Glass House
I visited Philip Johnson’s Glass House (1949) for the first time in about 30 years. I first went to the house with Toshio Nakamura, Editor of A+U at the time. Johnson kindly showed us around like a boy proudly showing off his toy. Just to remind you, Philip Johnson was the promoter of the modernist movement in the 1930s which was expanding in the US. Even after that, he continued to be a fixer of sorts, or mastermind of deconstructivism in the 80s.
My impression from that visit was that Johnson was a “collector”. Starting with Glass House, Brick House, Pavilion in the Pond, Johnson used to collect buildings and went even further – he was also a huge collector of paintings and sculptures, and seemed very proud to showing his collections to visitors. Indeed, human beings’ desire for collection was a big engine for the western modernization. Johnson’s journey from modernism, post-modernism to deconstructivism was often slandered as inconsistent, but as a collector there was really nothing contradictory about his behavior.
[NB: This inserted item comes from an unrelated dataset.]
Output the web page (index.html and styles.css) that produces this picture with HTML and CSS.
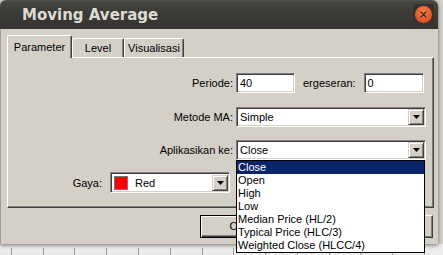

On the contrary, I myself am not a collector at all. My house is small and I hate owning thing or amassing objects. Instead, I travel a lot and that keeps me moving forward. That is perhaps why I felt so comfortable at Le Corbusier’s somber apartment the other day.
Johnson’s Glass House along with its vast garden are now a museum operated by his foundation, established after his death, and I was invited to give a lecture there about Johnson and myself in the wider framework of US-Japan relationship.
Having been there for the second time, I somehow got a different impression from the last visit. I thought visiting architecture at different times might offer a completely different image on the building. For one thing, the plan type of Glass House seemed wastefully large and tedious. About one mile away there is a forest of New Canaan, where I’d designed a house titled Glass / Wood, themed on the differences between me and Philip Johnson. The width of my Glass / Wood is 4.95m, another glass box is 9.86m*16.76m, so compared with this scale Glass House seemed too large as if I was guided into a huge floor of some office building. At Glass / Wood, you feel close to the forest all the time.
Then I remembered the episode about Johnson and Mies van der Rohe, who didn’t like the Glass House and looked sullen when he was there. Mies must have been thinking that his idea of the glass box had been plagiarized but above all, we hear that he commented the ceiling was too high. The height was 3.18m. It didn’t feel that high for me, but I thought the texture of the ceiling to be too flat and white, or uninteresting like that in an office building. It was making a great contrast with the wooden joist at our Glass / Wood, where the structure of the house is widely exposed.
One could argue that Johnson was a child born to respond to “The Age of America.” I felt I was in a place so distant from him. However, I had the privilege of meeting two people who used to work for Johnson and they said, “How wonderful it would be if we could work together in Japan!” and this compliment made me very happy.